The public comment period on the proposed plan for this ROD (operable unit two) was July 31, 1998 through September 30, 1998. A public meeting was not requested by the public The administrative record was available to the public at both the information repository maintained at the Satsuma Branch Library in Satsuma, Alabama, and at the EPA Region IV Library at 61 Forsyth Street in Atlanta, Georgia. The notice of availability of these documents was published in the Mobile Register on July 31, 1998. The notice of the extension to the public comments period was published on September 3, 1998 in the Mobile Register. Responses to the significant comments received during the public comment period are included in the Responsiveness Summary which is part of this ROD (Appendix A).
This decision document presents the selected remedial action for operable unit two of the Stauffer LeMoyne site, chosen in accordance with CERCLA, as amended, and the NCP. The decision for this Site is based on the administrative record. The requirements under Section 117 of CERCLA/SARA for public and state participation have been met.
4.0 SCOPE AND ROLE OF OPERABLE UNIT
EPA has organized the work at this Superfi.ind Site into three operable units (OUs). The Site was divided into three operable units after EPA determined that additional investigations and treatability studies were necessary before EPA could make decisions on the source areas and swamp. These units are:
OU 1: Contaminated groundwater underlying the Site which is being addressed by an ongoing operations and maintenance of the pump and treat remedy.

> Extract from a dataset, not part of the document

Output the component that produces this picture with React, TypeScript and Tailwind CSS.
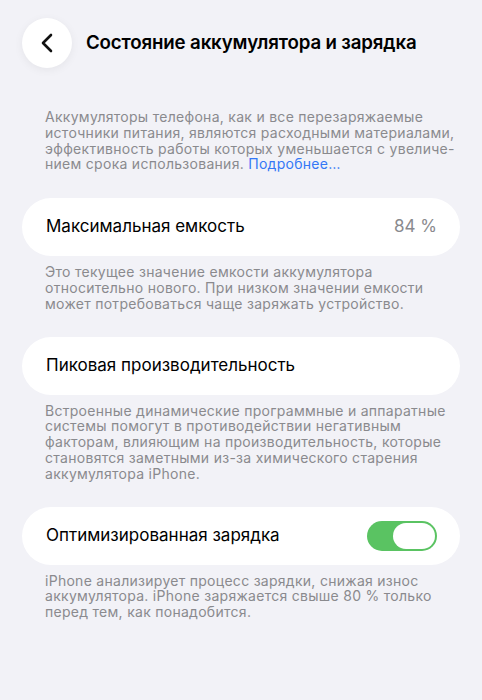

EPA signed a ROD for OU1 on September 17, 1989. The purpose of operable unit one was to initiate groundwater restoration and reduce contaminant migration into the groundwater. Future ingestion of groundwater extracted from the aquifer poses a potential risk to human health because EPA's acceptable risk range is exceeded and concentrations of contaminants are greater than the maximum contaminant levels for drinking water (as specified in the Safe Drinking Water Act).
OU 2: Source areas on the Site. This OU originally included 18 separate source areas — six closed wastewater ponds, two inactive ponds, two active ponds, three surface water bodies, two spill areas, and three landfills — for the Stauffer Cold Creek and Stauffer LeMoyne facilities. Fourteen of these source areas are included in the Stauffer LeMoyne site. The purpose of this operable unit is to remove sources of contamination which can result in further groundwater contamination. This operable unit is addressing the principal threat of thiocyanate which is migrating from subsurface soil into the groundwater.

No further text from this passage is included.